Agents' Secrets

Odd journey for a crime lab chief

More than two decades ago, Jerry Richardson was considering a job earning $9,000 a year working at a public television station.

Richardson, who had earned a communications degree, said he wanted nothing more than a steady government job. He filled out applications for several available posts across state government.

A supervisor at the State Bureau of Investigation called to ask if he'd be interested in working at the crime lab.

Now, 23 years later, he's in charge of the lab, two rungs beneath the state attorney general. He earns $98,481 and manages a staff of 181.

"I knew TV was no way to make a living, and I wanted to make a living. A good one, a stable one," Richardson, 50, said this summer.
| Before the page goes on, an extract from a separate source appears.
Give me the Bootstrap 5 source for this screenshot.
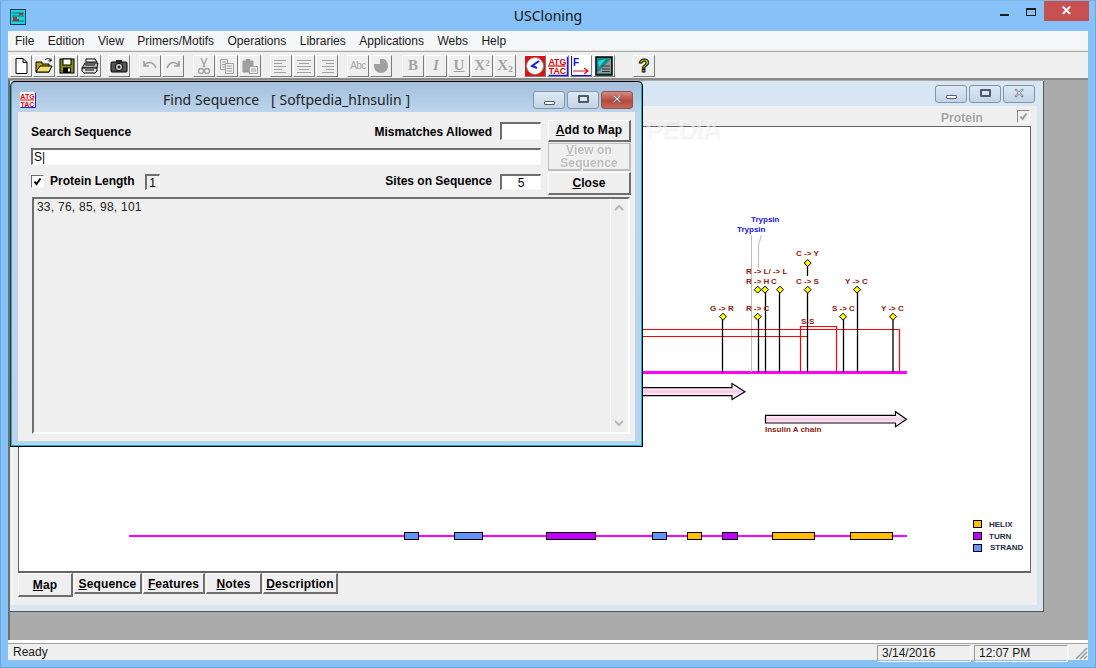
<!DOCTYPE html>
<html lang="en">
<head>
<meta charset="utf-8">
<title>USCloning</title>
<link href="https://cdn.jsdelivr.net/npm/bootstrap@5.3.0/dist/css/bootstrap.min.css" rel="stylesheet">
<style>
html,body{margin:0;width:1096px;height:668px;overflow:hidden}
body{background:#86c1f8;font-family:"Liberation Sans",sans-serif;font-size:12px;color:#000}
.appwin{width:1096px;height:668px;border:1px solid #6ea5d8;border-top-color:#7fb3e4}
.apptitle{height:30px;padding:6px 0 0 9px;position:relative}
.apptitle-text{position:absolute;left:0;right:0;top:5px;text-align:center;font:14px "Noto Sans",sans-serif;color:#111}
.ctl-min{position:absolute;left:999px;top:13px;width:9px;height:2px;background:#1c1c1c}
.ctl-max{position:absolute;left:1025px;top:7px;width:10px;height:8px;border:1px solid #1c1c1c;border-top-width:2px}
.ctl-close{position:absolute;left:1043px;top:0;width:45px;height:20px;background:#c75050;color:#fff;text-align:center;font:bold 13px/20px "Liberation Sans",sans-serif}
.shell{margin:0 7px;height:629px;background:#f0f0f0}
.menubar{height:20px;background:#f5f6f8;padding-left:7px;font-size:12px;color:#1a1a1a;line-height:20px;gap:13.500px;border-bottom:1px solid #e6e6e6}
.toolbar{height:29px;background:#efefef;border-top:1px solid #a9a9a9;border-bottom:2px solid #8a8a8a;padding:3px 0 0 2px}
.tbtn{width:22px;height:22px;margin-right:1px;background:#efefef;border:1px solid;border-color:#fff #7c7c7c #7c7c7c #fff;flex:none;padding:0;font-family:"Liberation Serif",serif;font-weight:700;font-size:15px;line-height:19px;text-align:center;color:#a4a4a4;overflow:hidden}
.tbtn svg{display:block;width:20px;height:20px}
.tsp{width:8px;flex:none}
.mdi{height:560px;background:#ababab;border-left:2px solid #6f6f6f;padding-top:1px;position:relative}
.childwin{width:1034px;height:531px;background:#d8e6f4;border-right:1px solid #555;border-bottom:1px solid #555;position:relative}
.childbtns{height:25px;padding:4px 8px 0 0;gap:2px}
.wbtn{width:32px;height:18px;border:1px solid #7f95ad;border-radius:3px;background:linear-gradient(#dfe9f4,#c3d3e5);position:relative;text-align:center;flex:none}
.wbtn.shut{background:linear-gradient(#d88a80,#b8463a 55%,#c46a5c);border-color:#8c5550}
.g-min{display:inline-block;width:11px;height:4px;margin-top:9px;background:#fff;border:1px solid #55606e;border-radius:1px;vertical-align:top}
.g-max{display:inline-block;width:11px;height:8px;margin-top:3px;border:2px solid #4d5a6a;border-radius:1px;background:#dbe5ef;vertical-align:top}
.g-x{display:block;font:bold 14px/15px "DejaVu Sans",sans-serif;color:#fff;-webkit-text-stroke:.6px #55606e}
.childbody{margin-left:1px;width:1026px;height:499px;background:#efefef;border-left:1px solid #fff;padding-left:6px}
.proto{height:20px;padding:0 7px 0 0;color:#a3a3a3;font-weight:700;font-size:12px;letter-spacing:.1px;justify-content:flex-end;align-items:center;text-shadow:1px 1px 0 #fff}
.proto span{margin-right:34px;margin-top:3px}
.chk-off{width:13px;height:13px;border:1px solid;border-color:#888 #fff #fff #888}
.chk-off svg,.chk-on svg{display:block;width:100%;height:100%}
.canvas{width:1013px;height:447px;background:#fff;border:1px solid #646464;border-bottom-width:2px;display:block;margin-left:0}
.canvas svg{display:block;width:1011px;height:444px}
.mapred{font:bold 8px "Liberation Sans",sans-serif;fill:#8a1a10}
.mapblue{font:bold 8px "Liberation Sans",sans-serif;fill:#1616e6}
.mapleg{font:bold 8px "Liberation Sans",sans-serif;fill:#222c48}
.tabsrow{gap:1px;margin-top:0;align-items:flex-start}
.tabx{height:21px;background:#efefef;border:1px solid;border-color:#fff #6e6e6e #6e6e6e #fff;border-bottom-width:2px;border-right-width:2px;font-weight:700;font-size:12px;letter-spacing:.15px;line-height:21px;text-align:center;color:#000;flex:none}
.tabx.on{height:24px;line-height:23px}
.dlg{position:absolute;left:0;top:1px;width:633px;height:366px;background:linear-gradient(#a3bfdc,#bdd5ec 30px,#bad3ec);border:1px solid #000;border-left-color:#333;box-shadow:inset -1px -1px 0 #18b4d8,inset 1px 0 0 #18b4d8;border-radius:5px 5px 0 0}
.dlg-head{height:30px;position:relative}
.dlg-ico{position:absolute;left:9px;top:10px}
.dlg-title{position:absolute;left:152px;top:8px;font:14px "Noto Sans",sans-serif;word-spacing:.3px;color:#222;white-space:pre}
.dlg-btns{position:absolute;left:522px;top:9px;gap:2px}
.dlg-client{position:absolute;left:7px;top:30px;width:617px;height:329px;background:#efefef;padding:8px 0 0 13px}
.dlab{font-weight:700;font-size:12px;line-height:16px}
.sunk{background:#fff;border:1px solid;border-color:#6e6e6e #f8f8f8 #f8f8f8 #6e6e6e;border-top-width:2px;border-left-width:2px;line-height:14px;flex:none}
.chk-on{width:13px;height:13px;background:#fff;border:1px solid;border-color:#6e6e6e #f8f8f8 #f8f8f8 #6e6e6e;flex:none}
.dbtn{width:83px;padding:0;background:#efefef;border:1px solid;border-color:#fff #6e6e6e #6e6e6e #fff;border-bottom-width:2px;border-right-width:2px;border-radius:0;font-weight:700;font-size:12px;letter-spacing:.1px;line-height:13px;color:#000;font-family:"Liberation Sans",sans-serif}
.dbtn.off{color:#a3a3a3;text-shadow:1px 1px 0 #fff}
.results{margin:2px 0 0 1px;width:598px;height:237px;border:2px solid;border-color:#6e6e6e #fff #fff #6e6e6e;padding:0 0 0 3px;position:relative;line-height:16px;letter-spacing:.2px;word-spacing:.2px;color:#222}
.rscroll{position:absolute;right:0;top:0;bottom:0;width:18px;border-left:1px solid #fff;text-align:center}
.wmark{position:absolute;left:635px;top:36px;font:bold 26px/26px "Liberation Sans",sans-serif;letter-spacing:-1px;color:rgba(255,255,255,.55);text-shadow:1px 1px 2px rgba(0,0,0,.07);pointer-events:none}
.statusbar{height:20px;background:#efefef;border-top:3px solid #fff;position:relative;box-shadow:inset 0 1px 0 #a0a0a0}
.spanel{position:absolute;top:2px;height:17px;border:1px solid;border-color:#9a9a9a #fff #fff #9a9a9a;padding-left:4px;font-size:12px;line-height:15px;color:#1a1a1a}
</style>
</head>
<body>
<svg width="0" height="0" class="position-absolute">
<defs>
<symbol id="atg" viewBox="0 0 16 16"><rect width="16" height="16" fill="#fff"/><path d="M.5 15.500H15.500V.5" fill="none" stroke="#1a1ae0"/><path d="M0 8H14" stroke="#e00000"/><text x="7.500" y="7" text-anchor="middle" font-family="Liberation Sans" font-weight="700" font-size="7" fill="#e00000">ATG</text><text x="7.500" y="14.500" text-anchor="middle" font-family="Liberation Sans" font-weight="700" font-size="7" fill="#e00000">TAC</text></symbol>
</defs>
</svg>
<div class="appwin">
  <div class="apptitle">
    <svg width="16" height="16" viewBox="0 0 16 16"><rect x=".5" y=".5" width="15" height="15" fill="#16d8d8" stroke="#0a3a5a"/><path d="M2 4H14M2 7H14M2 12H14" stroke="#086a8a"/><path d="M3 9H7M9 5H13M3 11H9" stroke="#e00000" stroke-width="1.300"/></svg>
    <div class="apptitle-text">USCloning</div>
    <div class="ctl-min"></div><div class="ctl-max"></div><div class="ctl-close">✕</div>
  </div>
  <div class="shell">
    <div class="menubar d-flex">
      <span>File</span><span>Edition</span><span>View</span><span>Primers/Motifs</span><span>Operations</span><span>Libraries</span><span>Applications</span><span>Webs</span><span>Help</span>
    </div>
    <div class="toolbar d-flex">
      <div class="tbtn"><svg viewBox="0 0 20 20"><path d="M5 2.500H12L16 6.500V17.500H5Z M12 2.500V6.500H16" fill="#fff" stroke="#000"/></svg></div>
      <div class="tbtn"><svg viewBox="0 0 20 20"><path d="M2 16V6H8V8H15V16Z" fill="#b8a020" stroke="#000"/><path d="M2 16L6 10H18L15 16Z" fill="#f0e060" stroke="#000"/><path d="M11 4C13 2 16 2 17 5M17 5V2.500M17 5H14.500" fill="none" stroke="#000"/></svg></div>
      <div class="tbtn"><svg viewBox="0 0 20 20"><rect x="3" y="3" width="14" height="14" fill="#8a8a10" stroke="#000"/><rect x="6" y="3" width="8" height="6" fill="#fff" stroke="#000"/><rect x="6" y="11.500" width="8" height="5.500" fill="#000"/><rect x="11" y="12.500" width="2" height="3" fill="#fff"/></svg></div>
      <div class="tbtn"><svg viewBox="0 0 20 20"><path d="M6 3H15L17 6H6Z" fill="#fff" stroke="#000"/><path d="M2 12L5 7H18L17 12Z" fill="#bbb" stroke="#000"/><path d="M2 12H17V15L15 17H4L2 15Z" fill="#ddd" stroke="#000"/><path d="M5 9H15M5 14H14" stroke="#000"/></svg></div>
      <div class="tsp" style="width:6px"></div>
      <div class="tbtn"><svg viewBox="0 0 20 20"><rect x="2" y="6" width="16" height="10" rx="1" fill="#555" stroke="#000"/><rect x="7" y="4" width="6" height="2" fill="#222"/><circle cx="10" cy="11" r="3.700" fill="#ccc" stroke="#000"/><circle cx="10" cy="11" r="1.500" fill="#222"/></svg></div>
      <div class="tsp"></div>
      <div class="tbtn"><svg viewBox="0 0 20 20"><path d="M4 5V10H9M4 10C7 5 13 5 16 12" fill="none" stroke="#a0a0a0" stroke-width="1.600"/></svg></div>
      <div class="tbtn"><svg viewBox="0 0 20 20"><path d="M16 5V10H11M16 10C13 5 7 5 4 12" fill="none" stroke="#a0a0a0" stroke-width="1.600"/></svg></div>
      <div class="tsp"></div>
      <div class="tbtn"><svg viewBox="0 0 20 20"><path d="M7 2L11 11M13 2L9 11" stroke="#a0a0a0" stroke-width="1.300"/><circle cx="7" cy="15" r="2.500" fill="none" stroke="#a0a0a0" stroke-width="1.300"/><circle cx="13" cy="15" r="2.500" fill="none" stroke="#a0a0a0" stroke-width="1.300"/></svg></div>
      <div class="tbtn"><svg viewBox="0 0 20 20"><path d="M3.500 3.500H10.500V13.500H3.500Z M5 6H9M5 8.500H9M5 11H9" fill="#efefef" stroke="#a0a0a0"/><path d="M8.500 7.500H16.500V17.500H8.500Z M10 10H15M10 12.500H15M10 15H15" fill="#efefef" stroke="#a0a0a0"/></svg></div>
      <div class="tbtn"><svg viewBox="0 0 20 20"><path d="M3 5H13V16H3Z" fill="#a0a0a0" stroke="#999"/><rect x="6" y="3" width="4" height="3" fill="#999"/><path d="M9.500 10.500H17.500V17.500H9.500Z M11 13H16M11 15H16" fill="#efefef" stroke="#a0a0a0"/></svg></div>
      <div class="tsp"></div>
      <div class="tbtn"><svg viewBox="0 0 20 20"><path d="M3 4.500H15M3 7.500H11M3 10.500H15M3 13.500H11M3 16.500H15" stroke="#a0a0a0"/></svg></div>
      <div class="tbtn"><svg viewBox="0 0 20 20"><path d="M3 4.500H17M5 7.500H15M3 10.500H17M5 13.500H15M3 16.500H17" stroke="#a0a0a0"/></svg></div>
      <div class="tbtn"><svg viewBox="0 0 20 20"><path d="M5 4.500H17M9 7.500H17M5 10.500H17M9 13.500H17M5 16.500H17" stroke="#a0a0a0"/></svg></div>
      <div class="tsp"></div>
      <div class="tbtn" style="font-size:10px;font-family:'Liberation Sans',sans-serif;font-weight:400;letter-spacing:-.5px">Abc</div>
      <div class="tbtn"><svg viewBox="0 0 20 20"><path d="M9 3H12C15 3 17 6 17 10C17 14 14 17 10 17C6 17 3 14 3 10V8H9Z" fill="#a0a0a0"/></svg></div>
      <div class="tsp" style="width:9px"></div>
      <div class="tbtn">B</div>
      <div class="tbtn" style="font-style:italic">I</div>
      <div class="tbtn" style="text-decoration:underline">U</div>
      <div class="tbtn">X<sup style="font-size:9px;top:-.4em">2</sup></div>
      <div class="tbtn">X<sub style="font-size:9px;bottom:-.2em">2</sub></div>
      <div class="tsp" style="width:7px"></div>
      <div class="tbtn"><svg viewBox="0 0 20 20"><rect width="20" height="20" fill="#e01010"/><circle cx="10" cy="10" r="8.500" fill="#fff" stroke="#888"/><path d="M14 5L7 10L12 12" fill="none" stroke="#1020e0" stroke-width="2"/></svg></div>
      <div class="tbtn"><svg viewBox="0 0 16 16"><use href="#atg"/></svg></div>
      <div class="tbtn"><svg viewBox="0 0 20 20"><rect width="20" height="20" fill="#fff"/><text x="2" y="10" font-family="Liberation Sans" font-weight="700" font-size="10" fill="#1010e0">F</text><path d="M2 15H16M13 12L17 15L13 18" fill="none" stroke="#e01010" stroke-width="1.200"/><path d="M.5 0V19.500H20" fill="none" stroke="#1010e0"/></svg></div>
      <div class="tbtn"><svg viewBox="0 0 20 20"><rect x="2" y="1" width="16" height="18" fill="#1a8a8a" stroke="#000" stroke-width="1.500"/><path d="M3 17L17 3V17Z" fill="#9a9a9a"/><path d="M4 5L12 3L5 11Z" fill="#18e0e0"/><path d="M8 10H16M8 13H16M8 15.500H16" stroke="#333"/></svg></div>
      <div class="tsp" style="width:17px"></div>
      <div class="tbtn" style="font-family:'Liberation Sans',sans-serif;font-size:18px;line-height:20px;color:#d8d800;-webkit-text-stroke:1px #000">?</div>
    </div>
    <div class="mdi">
      <div class="childwin">
        <div class="childbtns d-flex justify-content-end">
          <div class="wbtn"><span class="g-min"></span></div><div class="wbtn"><span class="g-max"></span></div><div class="wbtn"><span class="g-x">✕</span></div>
        </div>
        <div class="childbody">
          <div class="proto d-flex"><span>Protein</span><div class="chk-off"><svg viewBox="0 0 11 11"><path d="M2.500 5.500L4.500 8L8.500 2.500" fill="none" stroke="#999" stroke-width="1.800"/></svg></div></div>
          <div class="canvas">
            <svg viewBox="19 127 1011 444">
              <path d="M129 372.500H907" stroke="#ff00ff" stroke-width="3"/>
              <path d="M751.500 235V372M761.500 235L758.500 245V268" fill="none" stroke="#bcbcbc" stroke-width="1"/>
              <path d="M600 329.500H899.500V372M600 336.500H807" fill="none" stroke="#ff0000" stroke-width="1.200"/>
              <path d="M800.500 372V326.500H836.500V372" fill="none" stroke="#ff0000" stroke-width="1.200"/>
              <path d="M722.500 317V372M758.500 317V372M765.500 290V372M779.500 290V372M807.500 292V372M807.500 264V276M843.500 317V372M857.500 290V372M893 317V372" stroke="#000" stroke-width="1.300"/>
              <g fill="#ffff00" stroke="#000" stroke-width="1">
                <path d="M723 313.200l3.500 3.500-3.500 3.500-3.500-3.500zM757.700 313.200l3.500 3.500-3.500 3.500-3.500-3.500zM843 313.200l3.500 3.500-3.500 3.500-3.500-3.500zM893 313.200l3.500 3.500-3.500 3.500-3.500-3.500z"/>
                <path d="M757.700 286.200l3.500 3.500-3.500 3.500-3.500-3.500zM765 286.200l3.500 3.500-3.500 3.500-3.500-3.500zM780 286.200l3.500 3.500-3.500 3.500-3.500-3.500zM807.700 286.200l3.500 3.500-3.500 3.500-3.500-3.500zM857 286.200l3.500 3.500-3.500 3.500-3.500-3.500z"/>
                <path d="M807.700 259.500l3.500 3.500-3.500 3.500-3.500-3.500z"/>
              </g>
              <text class="mapblue" x="751" y="222">Trypsin</text>
              <text class="mapblue" x="737" y="232">Trypsin</text>
              <text class="mapred" x="796" y="256">C -&gt; Y</text>
              <text class="mapred" x="746" y="274">R -&gt; L/ -&gt; L</text>
              <text class="mapred" x="746" y="284">R -&gt; H</text>
              <text class="mapred" x="771" y="284">C</text>
              <text class="mapred" x="796" y="284">C -&gt; S</text>
              <text class="mapred" x="845" y="284">Y -&gt; C</text>
              <text class="mapred" x="710" y="311">G -&gt; R</text>
              <text class="mapred" x="746" y="311">R -&gt; C</text>
              <text class="mapred" x="832" y="311">S -&gt; C</text>
              <text class="mapred" x="881" y="311">Y -&gt; C</text>
              <text class="mapred" x="801" y="324">S-S</text>
              <defs><linearGradient id="pk" x1="0" y1="0" x2="0" y2="1"><stop offset=".2" stop-color="#fff"/><stop offset=".5" stop-color="#f8c8e6"/><stop offset=".8" stop-color="#fff"/></linearGradient></defs>
              <path d="M600 387.700H732V383.500L745 391.700L732 399.500V395.700H600Z" fill="url(#pk)" stroke="#000" stroke-width="1.200"/>
              <path d="M765.500 415.300H895.500V411.700L906.500 419.300L895.500 426.700V423H765.500Z" fill="url(#pk)" stroke="#000" stroke-width="1.200"/>
              <text class="mapred" x="765" y="431.500">Insulin A chain</text>
              <path d="M129 536H907" stroke="#ff00ff" stroke-width="2"/>
              <g stroke="#000" stroke-width="1">
                <rect x="404.500" y="532.500" width="14" height="7" fill="#6495ff"/>
                <rect x="454.500" y="532.500" width="28" height="7" fill="#6495ff"/>
                <rect x="546.500" y="532.500" width="49" height="7" fill="#bf00ff"/>
                <rect x="652.500" y="532.500" width="14" height="7" fill="#6495ff"/>
                <rect x="687.500" y="532.500" width="14" height="7" fill="#ffbf00"/>
                <rect x="722.500" y="532.500" width="15" height="7" fill="#bf00ff"/>
                <rect x="772.500" y="532.500" width="42" height="7" fill="#ffbf00"/>
                <rect x="850.500" y="532.500" width="42" height="7" fill="#ffbf00"/>
                <rect x="973.500" y="520.500" width="8" height="7" fill="#ffbf00"/>
                <rect x="973.500" y="532.500" width="8" height="7" fill="#bf00ff"/>
                <rect x="973.500" y="544.500" width="8" height="7" fill="#6495ff"/>
              </g>
              <text class="mapleg" x="989" y="527">HELIX</text>
              <text class="mapleg" x="989" y="539">TURN</text>
              <text class="mapleg" x="990" y="550">STRAND</text>
            </svg>
          </div>
          <div class="tabsrow d-flex">
            <div class="tabx on" style="width:55px"><u>M</u>ap</div>
            <div class="tabx" style="width:68px"><u>S</u>equence</div>
            <div class="tabx" style="width:62px"><u>F</u>eatures</div>
            <div class="tabx" style="width:56px"><u>N</u>otes</div>
            <div class="tabx" style="width:75px"><u>D</u>escription</div>
          </div>
        </div>
      </div>
      <div class="wmark">PEDIA</div>
      <div class="dlg">
        <div class="dlg-head">
          <svg class="dlg-ico" width="16" height="16" viewBox="0 0 16 16"><use href="#atg"/></svg>
          <div class="dlg-title">Find Sequence   [ Softpedia_hInsulin ]</div>
          <div class="dlg-btns d-flex">
            <div class="wbtn"><span class="g-min"></span></div><div class="wbtn"><span class="g-max"></span></div><div class="wbtn shut"><span class="g-x">✕</span></div>
          </div>
        </div>
        <div class="dlg-client">
          <div class="d-flex">
            <div class="d-flex flex-column" style="width:510px;padding-top:2px">
              <div class="d-flex justify-content-between align-items-center" style="height:18px">
                <span class="dlab" style="margin-top:1px">Search Sequence</span>
                <span class="d-flex align-items-center"><span class="dlab me-2" style="margin-top:1px">Mismatches Allowed</span><span class="sunk" style="width:41px;height:18px"></span></span>
              </div>
              <div class="sunk" style="height:17px;margin-top:8px;padding-left:1px">S|</div>
              <div class="d-flex justify-content-between align-items-center" style="height:17px;margin-top:8px">
                <span class="d-flex align-items-center">
                  <span class="chk-on"><svg viewBox="0 0 11 11"><path d="M2.500 5.500L4.500 8L8.500 2.500" fill="none" stroke="#000" stroke-width="2"/></svg></span>
                  <span class="dlab" style="margin-left:6px;margin-top:-2px">Protein Length</span>
                  <span class="sunk text-center" style="width:15px;height:16px;margin-left:10px;background:#efefef">1</span>
                </span>
                <span class="d-flex align-items-center"><span class="dlab me-2" style="margin-top:-2px">Sites on Sequence</span><span class="sunk text-center" style="width:41px;height:16px">5</span></span>
              </div>
            </div>
            <div class="d-flex flex-column" style="margin-left:7px">
              <button type="button" class="btn dbtn" style="height:22px"><u>A</u>dd to Map</button>
              <button type="button" class="btn dbtn off" style="height:28px;margin-top:1px" disabled><u>V</u>iew on<br>Sequence</button>
              <button type="button" class="btn dbtn" style="height:23px;margin-top:1px"><u>C</u>lose</button>
            </div>
          </div>
          <div class="results">33, 76, 85, 98, 101
            <div class="rscroll d-flex flex-column justify-content-between"><svg width="16" height="20" viewBox="0 0 16 20"><path d="M4 11L8 7L12 11" fill="none" stroke="#b8b8b8" stroke-width="2"/></svg><svg width="16" height="20" viewBox="0 0 16 20"><path d="M4 9L8 13L12 9" fill="none" stroke="#b8b8b8" stroke-width="2"/></svg></div>
          </div>
        </div>
      </div>
    </div>
    <div class="statusbar">
      <div class="position-absolute" style="left:5px;top:2px;font-size:12px;line-height:15px;color:#1a1a1a">Ready</div>
      <div class="spanel" style="left:869px;width:94px">3/14/2016</div>
      <div class="spanel" style="left:966px;width:94px">12:07 PM</div>
      <svg class="position-absolute" style="right:0;bottom:0" width="13" height="13" viewBox="0 0 13 13"><path d="M12 1L1 12M12 5L5 12M12 9L9 12" stroke="#9a9a9a" stroke-width="1.500"/></svg>
    </div>
  </div>
</div>
</body>
</html>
It was an interesting climb for Richardson, though not uncommon. Like many analysts who joined the lab in the 1980s and much of the 1990s, Richardson is a homegrown scientist. The bureau hired men and women they liked and taught them the science they thought they needed to know. For decades, SBI lab analysts have trained one another, building a set of specific practices sometimes out of step with counterparts at other crime labs.

Such practices are out of date. The National Academies recommend that analysts at crime labs have a minimum of a bachelor's in a science field, such as biology or chemistry. The academies urge a master's degree.

Robin Pendergraft, former SBI director and Richardson's boss, promoted him in 2002. She said she was pleased with Richardson's performance.

"I think Jerry has done a very good job," she said.

She said she had been impressed with his long service in the lab and his integrity.

Richardson is the son of Rocky Mount farmers. He came to Raleigh in 1978 to study communications at N.C. State University. Fresh out of college, he patched together jobs he had hoped would make a career. He wanted to work for a television station in Chapel Hill. He was a disc jockey at parties and clubs on weekends. He worked in retail and waited tables at a restaurant.

In those years, Richardson would hone a skill that has helped him manage the crime lab: He studies people.

Richardson memorizes employees' names, their children's names, where they went to college and what they like to do on the weekends. He floats through the lab, shaking hands as if he's running for political office. He's quick with a laugh and a joke.

One day in June, he quizzed an employee of the DNA section about the mascot of a Southern university. He promised her lunch if she got the right answer.

She nailed it, and Richardson agreed to make good on the bet.

"See how I treat my employees?" Richardson turned to tell a reporter. "Who wouldn't want a boss like me?"

As the lab has become more and more embattled, Richardson wears the stress of the job. He sank into a conference room chair one day in June and sighed, saying the morning brought a barrage of tough phone calls and demands that he would have to figure out how to answer.

Richardson is little more than five years from retirement. He says he'll take it as soon as it's available.

"I'm going to apply to be a Walmart greeter the same day I walk out of here," Richardson said with a laugh. "I want absolutely no stress in my retirement."